College coaches evaluate more than just your child’s athletic ability—they look for signs that a recruit is “coachable.” And nothing tells them that more than the way they treat authority figures. We’ve heard too many stories about student-athletes who were no longer considered by a college coach because they were disrespectful to their parents during college visits.
Plus, college coaches pay attention to the way your child talks about their peers, high school coach and other college coaches. Do they place blame when they’re benched during a game? Do they respond to emails or messages from college coaches at schools they’re not interested in?
Your student-athlete will quickly realize that respectful actions and comments can positively impact their recruiting and help them standout, a lesson they’ll surely carry with them after high school (especially at an internship.)
High schoolers thrive on routine and consistency. So, when they suddenly find themselves running drills at a showcase, cold calling college coaches, or participating in overnight official visits, they can feel a little thrown off. Even more, they’re doing all of these things on their own (probably for the first time.) As much as you want to help, you can’t call and talk to college coaches on your child’s behalf. They need to reach out and do the work if they want to be taken seriously. The sooner and more often they do it, they better they will become. Try not to be too critical if they forget to ask a question during a call, for example. They will improve over time.
In many ways, your student-athlete is already getting a small taste of the college experience. They’re stepping out of their comfort zones, taking ownership of a process and practicing all the important things, like time management and organization. Honestly, some adults still struggle with this (we all have that one coworker…) You can definitely encourage them along the way, but make sure you let them practice their independence, too. It will benefit them in the long run.
You know the feeling you get when you’re in a job interview and the employer asks about your strengths? You’re supposed to brag just the right amount—sound confident, but not cocky. It all seems kind of awkward. Now imagine going through that as a teenager. Terrifying, right?
During your child’s recruiting experience, they’ll learn how to promote themselves, while remaining humble. That’s no easy task! Not only are they discovering what sets them apart from other recruits, but they’re also becoming their own advocates, too. These are skills they can use (you guessed it) in future job interviews.
High schoolers have enough homework on their plates—the last thing they want to do is research colleges. More often than not, parents usually take over this responsibility. And that can work for families who are only looking at academics. But for student-athletes interested in playing college sports, college coaches want to know that the recruit is actually interested in the program. In fact, a coach’s biggest pet-peeve is when they receive generic messages from student-athletes that have been obviously copied and pasted.
Research is key to finding a program that is a good fit for your child. Looking at the college roster, for example, will show you the kind of player the coach wants. Talking to college-athletes at that university will give your family insight into the kind of experience you can expect. Virtually every big moment in life—from a career change to purchasing a home—requires a lot of tedious research. It’s important your athlete shows coaches they’re motivated enough to take on this responsibility.

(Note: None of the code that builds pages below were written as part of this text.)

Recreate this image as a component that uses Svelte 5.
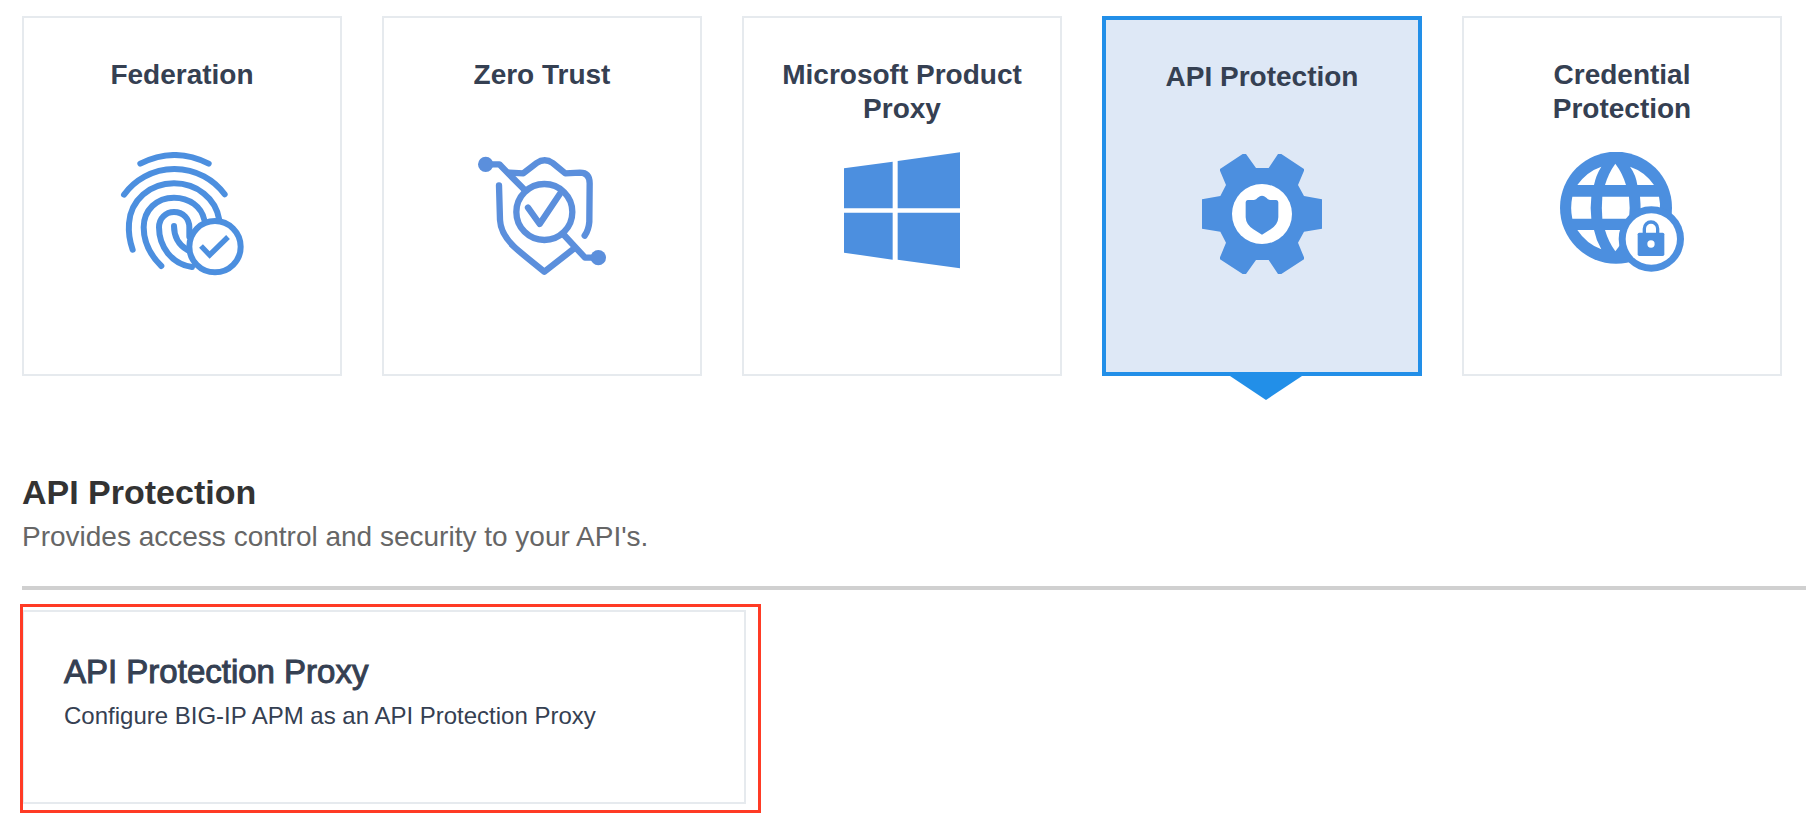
<script>
  const categories = [
    { id: 'federation', title: 'Federation' },
    { id: 'zero-trust', title: 'Zero Trust' },
    { id: 'microsoft', title: 'Microsoft Product Proxy' },
    { id: 'api', title: 'API Protection' },
    { id: 'credential', title: 'Credential Protection' }
  ];
  let selected = $state('api');
</script>

{#snippet icon(id)}
  {#if id === 'federation'}
    <svg class="icon" viewBox="54 36 384 384" fill="none" stroke="#4c8fdf" stroke-width="18" stroke-linecap="round" aria-hidden="true">
      <path d="M121 71Q224 19 326 71" />
      <path d="M72 164A187 187 0 0 1 374 163" />
      <path d="M98 329Q84 290 87 250C92 180 150 130 222 130C290 130 348 175 358 240" />
      <path d="M184 378C150 345 131 305 131 262C131 210 170 173 222 173C268 173 305 200 313 240" />
      <path d="M276 381C215 372 177 320 177 262C177 235 197 216 222 216C250 216 268 237 268 262V290" />
      <path d="M222 258C222 290 237 315 262 330" />
      <circle cx="345" cy="320" r="77" fill="#fff" />
      <path d="M303 318L329 345L384 291" stroke-width="16" stroke-linecap="butt" />
    </svg>
  {:else if id === 'zero-trust'}
    <svg class="icon" viewBox="54 36 384 384" fill="none" stroke="#5b8fdc" stroke-width="19" stroke-linecap="round" stroke-linejoin="round" aria-hidden="true">
      <path d="M77 73H118L192 148" />
      <path d="M148 98L190 100L230 69Q254 52 278 69L316 100L360 98Q389 98 389 130L388 245Q386 270 374 287" />
      <path d="M117 136L120 240Q122 280 160 318Q175 333 253 395L343 325" />
      <path d="M312 285L375 353H415" />
      <circle cx="253" cy="216" r="84" />
      <path d="M204 203L239 252L304 155" />
      <g fill="#5b8fdc" stroke="none">
        <circle cx="77" cy="73" r="23" />
        <circle cx="415" cy="353" r="23" />
      </g>
    </svg>
  {:else if id === 'microsoft'}
    <svg class="icon" viewBox="24 36 384 384" fill="#4c8fdf" aria-hidden="true">
      <path d="M42 85L188 65V205H42ZM203 63L390 37V205H203ZM42 218H188V359L42 338ZM203 218H390V385L203 359Z" />
    </svg>
  {:else if id === 'api'}
    <svg class="icon" viewBox="54 42 384 384" fill="#4c8fdf" aria-hidden="true">
      <path d="M120 87L188 42H198L228 84H266L294 42H304L372 87V92L354 135L372 168L426 178V266L372 275L354 308L372 352V358L304 402H294L266 360H228L198 402H188L120 358V352L138 308L121 275L66 266V178L121 168L138 135L120 92Z" />
      <circle cx="246" cy="222" r="90" fill="#fff" />
      <path d="M203 180H222Q229 179 233 173Q240 167 246 167Q252 167 259 173Q263 179 270 180H289Q295 181 295 187V232Q294 254 272 268L246 284L220 268Q198 254 197 232V187Q197 181 203 180Z" />
    </svg>
  {:else}
    <svg class="icon" viewBox="54 36 384 384" fill="#4c8fdf" aria-hidden="true">
      <circle cx="228" cy="203" r="168" />
      <g fill="#fff">
        <path d="M226 71Q248 100 258 135H195Q205 100 226 71Z" />
        <path d="M184 80Q140 95 112 135H162Q168 105 184 80Z" />
        <path d="M270 80Q288 105 292 135H342Q315 95 270 80Z" />
        <path d="M97 170H154Q150 203 154 236H97Q90 203 97 170Z" />
        <path d="M187 170H267Q271 203 267 236H187Q184 203 187 170Z" />
        <path d="M300 170H357Q362 190 359 215H302Q302 190 300 170Z" />
        <path d="M112 270H162Q168 300 184 328Q140 312 112 270Z" />
        <path d="M195 270H258Q248 308 226 334Q205 305 195 270Z" />
      </g>
      <circle cx="334" cy="297" r="98" />
      <circle cx="334" cy="297" r="77" fill="#fff" />
      <rect x="293" y="278" width="80" height="70" rx="5" />
      <path d="M313 282V266A20 20 0 0 1 353 266V282" fill="none" stroke="#4c8fdf" stroke-width="10" />
      <circle cx="333" cy="312" r="11" fill="#fff" />
    </svg>
  {/if}
{/snippet}

<main>
  <div class="categories">
    {#each categories as c (c.id)}
      <button type="button" class="category" class:active={selected === c.id} aria-pressed={selected === c.id} onclick={() => (selected = c.id)}>
        <span class="name">{c.title}</span>
        {@render icon(c.id)}
      </button>
    {/each}
  </div>

  <section>
    <header>
      <h2>API Protection</h2>
      <p>Provides access control and security to your API's.</p>
    </header>
    <button type="button" class="option">
      <span class="option-title">API Protection Proxy</span>
      <span class="option-text">Configure BIG-IP APM as an API Protection Proxy</span>
    </button>
  </section>
</main>

<style>
  :global(body) {
    margin: 0;
    background: #fff;
  }
  main {
    padding: 16px 0 18px 22px;
    font-family: 'Liberation Sans', Arial, sans-serif;
    color: #354052;
  }
  button {
    box-sizing: border-box;
    margin: 0;
    font: inherit;
    color: inherit;
    background: #fff;
    border: 2px solid #e6eaee;
    border-radius: 0;
    cursor: pointer;
  }
  .categories {
    display: grid;
    grid-template-columns: repeat(5, minmax(0, 1fr));
    gap: 40px;
    padding-right: 24px;
  }
  .category {
    position: relative;
    display: flex;
    flex-direction: column;
    align-items: center;
    justify-content: flex-start;
    gap: 26px;
    min-height: 360px;
    padding: 40px 32px;
  }
  .category.active {
    background: #dee8f6;
    border: 4px solid #228fe8;
  }
  .category.active::after {
    content: '';
    position: absolute;
    top: 100%;
    left: calc(50% - 38px);
    width: 84px;
    height: 28px;
    background: #228fe8;
    clip-path: polygon(0 0, 100% 0, 50% 100%);
  }
  .name {
    min-height: 68px;
    font-size: 28px;
    line-height: 34px;
    font-weight: 700;
    text-align: center;
  }
  .icon {
    display: block;
    width: 128px;
    height: 128px;
    flex: none;
  }
  header {
    margin-top: 96px;
    padding-bottom: 32px;
    border-bottom: 4px solid #d0d0d0;
  }
  h2 {
    margin: 0 0 8px;
    font-size: 34px;
    line-height: 40px;
    font-weight: 700;
    color: #333;
  }
  p {
    margin: 0;
    font-size: 28px;
    line-height: 34px;
    color: #666;
  }
  .option {
    position: relative;
    display: flex;
    flex-direction: column;
    gap: 8px;
    width: 100%;
    max-width: 724px;
    margin-top: 20px;
    padding: 40px 40px 70px;
    text-align: left;
  }
  .option::after {
    content: '';
    position: absolute;
    inset: -8px -17px -11px -4px;
    border: 3px solid #ff3b25;
  }
  .option-title {
    font-size: 33px;
    line-height: 40px;
    -webkit-text-stroke: 1px currentColor;
  }
  .option-text {
    font-size: 24px;
    line-height: 32px;
  }
</style>
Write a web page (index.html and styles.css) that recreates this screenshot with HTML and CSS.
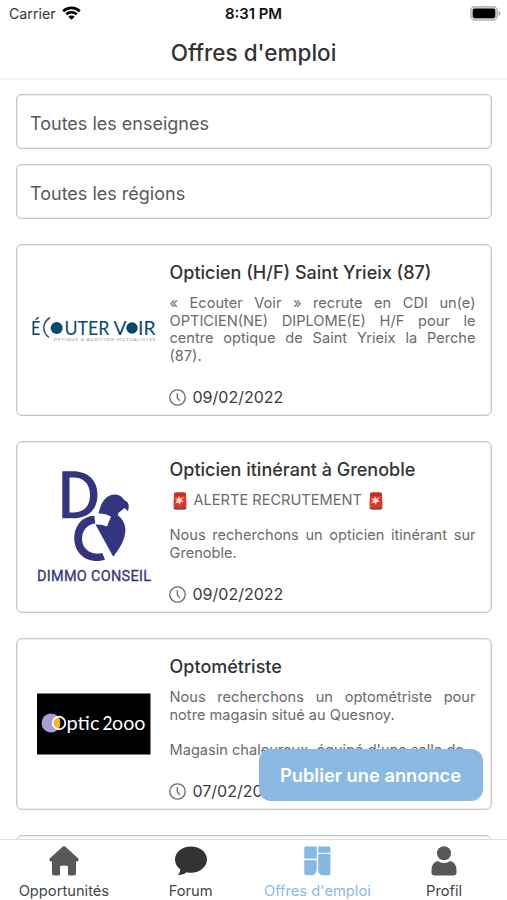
FILE: index.html
```html
<!DOCTYPE html>
<html lang="fr">
<head>
<meta charset="utf-8">
<title>Offres d'emploi</title>
<link rel="stylesheet" href="styles.css">
</head>
<body>
<div class="app">
  <header class="header">
    <div class="status">
      <div class="carrier"><span>Carrier</span>
        <svg class="wifi" width="19" height="14" viewBox="0 0 19 14"><path d="M1.200 5.200a12 12 0 0 1 16.600 0M4.200 8.300a7.700 7.700 0 0 1 10.600 0" fill="none" stroke="#000" stroke-width="2.600"/><path d="M9.500 13.800 6.300 10.700a4.600 4.600 0 0 1 6.400 0z"/></svg>
      </div>
      <time class="clock">8:31 PM</time>
      <svg class="battery" width="31" height="15" viewBox="0 0 31 15"><rect x=".8" y=".8" width="26.400" height="13.200" rx="3.800" fill="#ddd" stroke="#b5b5b5" stroke-width="1.400"/><rect x="2.700" y="2.600" width="22.600" height="9.600" rx="2"/><path d="M28.500 5v5q2-.8 2-2.500T28.500 5z" fill="#aaa"/></svg>
    </div>
    <h1 class="title">Offres d'emploi</h1>
  </header>

  <main class="content">
    <div class="filters">
      <div class="field">Toutes les enseignes</div>
      <div class="field">Toutes les régions</div>
    </div>

    <article class="card">
      <div class="logo">
        <svg width="126" height="30" viewBox="30 316 126 30">
          <g class="ecouter"><text x="31" y="335.500" textLength="9.500" lengthAdjust="spacingAndGlyphs">É</text><text x="64.500" y="335.500" textLength="45" lengthAdjust="spacingAndGlyphs">UTER</text><text x="113.500" y="335.500" textLength="13" lengthAdjust="spacingAndGlyphs">V</text><text x="138" y="335.500" textLength="17.500" lengthAdjust="spacingAndGlyphs">IR</text></g>
          <path d="M50 318.500c-8 5-8 15-1 20" fill="none" stroke="#31576d" stroke-width="1.500"/>
          <circle cx="56.700" cy="329" r="6" fill="#07496c"/><circle cx="132" cy="329" r="5.700" fill="#07496c"/>
          <text class="ecouter-sub" x="53.500" y="342.300" textLength="101.500">OPTIQUE &amp; AUDITION MUTUALISTES</text>
        </svg>
      </div>
      <div class="body">
        <h2 class="name">Opticien (H/F) Saint Yrieix (87)</h2>
        <p class="desc">« Ecouter Voir » recrute en CDI un(e) OPTICIEN(NE) DIPLOME(E) H/F pour le centre optique de Saint Yrieix la Perche (87).</p>
        <div class="date"><svg class="clock-icon" viewBox="0 0 17 17"><circle cx="8.500" cy="8.500" r="7.700"/><path d="M8.300 4.200v4.500l2.400 3.200"/></svg>09/02/2022</div>
      </div>
    </article>

    <article class="card">
      <div class="logo">
        <svg width="118" height="116" viewBox="34 470 118 116">
          <g fill="#34357f">
            <path fill-rule="evenodd" d="M62.300 472.300H73c15 0 24.500 9 24.500 23.700S88 519.300 73 519.300H62.300zM69.500 478.500v35H73c10.500 0 17-6 17-17.500s-6.500-17.500-17-17.500z"/>
            <path d="M98.500 514.500C100 508 102 502 106.500 498.500c5-4 13-4 16.500 1 1 1.500 2 2 3.500 3 2.500 1.500 2.800 5 1.300 10-1-2.500-2.500-3.500-4.300-3-1.500 3-6 3-5.500 7 5 3.500 8 10 7.300 16.500-1 10-7 18-12 24.700Q104 541 95.500 525.500q6-.5 11.500 2l4-10q-6-3.500-12.500-3z"/>
            <path d="M94.300 516.700C82 517 74.300 527 74.300 539.500 74.300 555 88 566 105 560.700l-2.700-6.700C91 557 82 549.500 82 540c0-8.500 5.500-15 13.300-15.500z"/>
          </g>
          <text class="dimmo" x="37" y="581.700" textLength="114" lengthAdjust="spacing">DIMMO CONSEIL</text>
        </svg>
      </div>
      <div class="body">
        <h2 class="name">Opticien itinérant à Grenoble</h2>
        <p class="desc"><span class="alert"><svg class="siren" viewBox="0 0 14 18"><path d="M.5 15h13v1.500l-2 1.300h-9L.5 16.500z" fill="#69565a"/><path d="M1 2.500Q1 .5 3 .5h8q2 0 2 2l.5 12Q7 17 .5 14.500z" fill="#e43424"/><path d="M1 2.500Q1 .5 3 .5h8q2 0 2 2V4H1z" fill="#c52b27"/><path d="m6 4 1.200 2.700L11 4.500 8.500 8l2.800 1.500-3.600.5L7 13l-1.500-2.600-3.200 1L4 8.500 2 6.500l3 .2z" fill="#ffd9d3"/></svg>ALERTE RECRUTEMENT<svg class="siren" viewBox="0 0 14 18"><path d="M.5 15h13v1.500l-2 1.300h-9L.5 16.500z" fill="#69565a"/><path d="M1 2.500Q1 .5 3 .5h8q2 0 2 2l.5 12Q7 17 .5 14.500z" fill="#e43424"/><path d="M1 2.500Q1 .5 3 .5h8q2 0 2 2V4H1z" fill="#c52b27"/><path d="m6 4 1.200 2.700L11 4.500 8.500 8l2.800 1.500-3.600.5L7 13l-1.500-2.600-3.200 1L4 8.500 2 6.500l3 .2z" fill="#ffd9d3"/></svg></span><br><br>Nous recherchons un opticien itinérant sur Grenoble.</p>
        <div class="date"><svg class="clock-icon" viewBox="0 0 17 17"><circle cx="8.500" cy="8.500" r="7.700"/><path d="M8.300 4.200v4.500l2.400 3.200"/></svg>09/02/2022</div>
      </div>
    </article>

    <article class="card">
      <div class="logo">
        <svg width="116" height="62" viewBox="35 693 116 62">
          <rect x="37" y="693.500" width="113.500" height="61" fill="#000"/>
          <circle cx="51" cy="723" r="9.500" fill="#a3a0d8"/>
          <circle cx="59" cy="723" r="6.300" fill="#000"/>
          <path d="M59 717a6 6 0 0 0 0 12q2.500-6 0-12z" fill="#f9b517"/>
          <circle cx="59" cy="723" r="6.300" fill="none" stroke="#fff" stroke-width="1.800"/>
          <text class="optic" x="66.500" y="729.500" textLength="33" lengthAdjust="spacingAndGlyphs">ptic</text>
          <text class="optic" x="102.500" y="729.500" textLength="10" lengthAdjust="spacingAndGlyphs">2</text>
          <text class="optic" x="112" y="729.500" textLength="33.500" lengthAdjust="spacingAndGlyphs">ooo</text>
        </svg>
      </div>
      <div class="body">
        <h2 class="name">Optométriste</h2>
        <p class="desc">Nous recherchons un optométriste pour notre magasin situé au Quesnoy.<br><br>Magasin chaleureux, équipé d'une salle de</p>
        <div class="date"><svg class="clock-icon" viewBox="0 0 17 17"><circle cx="8.500" cy="8.500" r="7.700"/><path d="M8.300 4.200v4.500l2.400 3.200"/></svg>07/02/2022</div>
      </div>
    </article>

    <article class="card"></article>
  </main>

  <button class="publish">Publier une annonce</button>

  <nav class="tabs">
    <a class="tab"><svg class="tab-icon" viewBox="0 0 30 30"><path fill="#58585a" d="M13.500.8q1.500-1.200 3 0L29.300 12.500q1.200 3-1.500 3H27V27q0 2.500-2.500 2.500h-4q-1.500 0-1.500-1.500v-7q0-1.200-1.200-1.200h-5.600Q11 19.800 11 21v7q0 1.500-1.500 1.500h-4Q3 29.500 3 27V15.500h-.8q-2.700 0-1.500-3z"/></svg><span>Opportunités</span></a>
    <a class="tab"><svg class="tab-icon forum" viewBox="0 0 32 30"><path fill="#333335" d="M16 .5c9 0 16 5.800 16 13s-7 13.200-16 13.200q-2.300 0-4.300-.5-3.200 3-7.700 2.800-1.200-.2-.5-1 2-2 1.800-4.500Q0 19.500 0 13.500C0 6.300 7 .5 16 .5z"/></svg><span>Forum</span></a>
    <a class="tab active"><svg class="tab-icon" viewBox="0 0 30 30"><g fill="#85b8e3"><path d="M4 .5h10.800v12H2.300V2.200Q2.300.5 4 .5zM16.200.5h10.300q2 0 2 2v4.300H16.200zM2.300 14.200h12.500v9q-.5 6-6 6H4q-1.700 0-1.700-1.700zM16.200 8h12.300v19.500q0 1.700-1.700 1.700H20q-4-1-3.800-5z"/></g></svg><span>Offres d'emploi</span></a>
    <a class="tab"><svg class="tab-icon" viewBox="0 0 30 30"><circle cx="15" cy="7.300" r="7" fill="#58585a"/><path fill="#58585a" d="M8.500 15q6.500 4 13 0 6 2 6 9v2.500q0 3-3 3h-19q-3 0-3-3V24q0-7 6-9z"/></svg><span>Profil</span></a>
  </nav>
</div>
</body>
</html>
```

FILE: styles.css
```css
* { box-sizing: border-box; }
body { margin: 0; background: #fff; color: #333335; font-family: Inter, "Liberation Sans", sans-serif; }
h1, h2, p { margin: 0; }
svg { display: block; flex: none; }
.app { position: relative; display: flex; flex-direction: column; width: 507px; height: 900px; overflow: hidden; }
.header { flex: none; height: 80px; border-bottom: 2px solid #f6f6f6; }
.status { display: grid; grid-template-columns: 1fr auto 1fr; align-items: center; height: 27px; padding: 0 6px 0 9px; }
.carrier { display: flex; align-items: center; gap: 6px; font-size: 14.200px; color: #333; }
.wifi { margin-top: -2px; }
.clock { margin-left: -3px; font-size: 14.900px; font-weight: 600; color: #111; }
.battery { justify-self: end; }
.title { margin-top: 10.500px; text-align: center; font-size: 22.500px; line-height: 30px; font-weight: 500; }
.content { flex: 1; min-height: 0; overflow: hidden; display: flex; flex-direction: column; gap: 25px; padding: 14px 15px 0 16px; }
.filters { display: flex; flex-direction: column; gap: 15px; }
.field { height: 55px; padding: 3px 13px 0; display: flex; align-items: center; border: 1px solid #c6c6c8; box-shadow: inset 0 0 0 1px #ebebec; border-radius: 5px; font-size: 18px; color: #58585a; }
.card { flex: none; display: flex; height: 172px; border: 1px solid #c6c6c8; box-shadow: inset 0 0 0 1px #ebebec; border-radius: 6px; }
.logo { width: 152.500px; display: flex; align-items: center; justify-content: center; }
.body { flex: 1; padding: 17px 15.500px 0 0; }
.name { font-size: 18px; line-height: 22px; font-weight: 500; white-space: nowrap; }
.desc { margin-top: 11px; height: 70px; font-size: 14.600px; line-height: 17.500px; color: #6a6a6c; text-align: justify; }
.alert { display: inline-flex; align-items: center; height: 17px; gap: 7px; padding-left: 3px; vertical-align: top; }
.siren { width: 14px; height: 18px; }
.date { display: flex; align-items: center; gap: 7px; margin-top: 22px; line-height: 20px; font-size: 16px; color: #3c3c3e; }
.clock-icon { width: 17px; height: 17px; margin-left: -1px; fill: none; stroke: #6a6a6c; stroke-width: 1.300; }
.publish { position: absolute; left: 259px; top: 749px; width: 224px; height: 52px; border: 0; border-radius: 12px; background: #8ab9e3; color: #fff; font: 600 18.300px Inter, sans-serif; padding: 0 1px 1px 0; white-space: nowrap; }
.tabs { flex: none; display: grid; grid-template-columns: repeat(4, 1fr); height: 61px; border-top: 1px solid #dedee0; background: #fff; }
.tab { display: flex; flex-direction: column; align-items: center; padding: 6px 0 0 1px; gap: 6px; font-size: 14.700px; line-height: 18px; color: #444446; white-space: nowrap; }
.tab-icon { width: 30px; height: 30px; }
.forum { width: 32px; }
.active { color: #8abbe4; }
.ecouter { font: 19px/1 Lato, sans-serif; fill: #07496c; }
.ecouter-sub { font: 4.500px/1 Lato, sans-serif; fill: #8b969e; }
.dimmo { font: 14.500px Roboto, sans-serif; fill: #34357f; stroke: #34357f; stroke-width: .3px; }
.optic { font: 19px Lato, sans-serif; fill: #fff; }
```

People who are unfamiliar with the recruiting process imagine it going something like this: your child plays at a big tournament, a college coach is watching, they’re blown away by your athlete’s skills, and they offer them a scholarship. Unfortunately, there are just too many recruits and too few recruiting dollars in the budget to make that a reality. Instead, student-athletes do a lot of work (see: the research and self-promotion points above) to get on a college coach’s radar. And after they do all that work, they’re usually left waiting. Coaches are extremely busy—while some respond right away, most don’t.
This experience is so valuable for high schoolers who live in a completely digital world where instant gratification is the norm. It may sound very “back in my day,” but really, they’re going to face a lot of moments growing up where they won’t get immediate answers. And with the college decision being such a huge milestone, they’ll understand that some of the greatest things are worth waiting for–and require as much patience as persistence.
We know the recruiting process has a lot of ups and downs, and the downs are the more memorable in the short term. But rest assured your child is learning valuable life lessons in these situations—and college coaches are taking notice.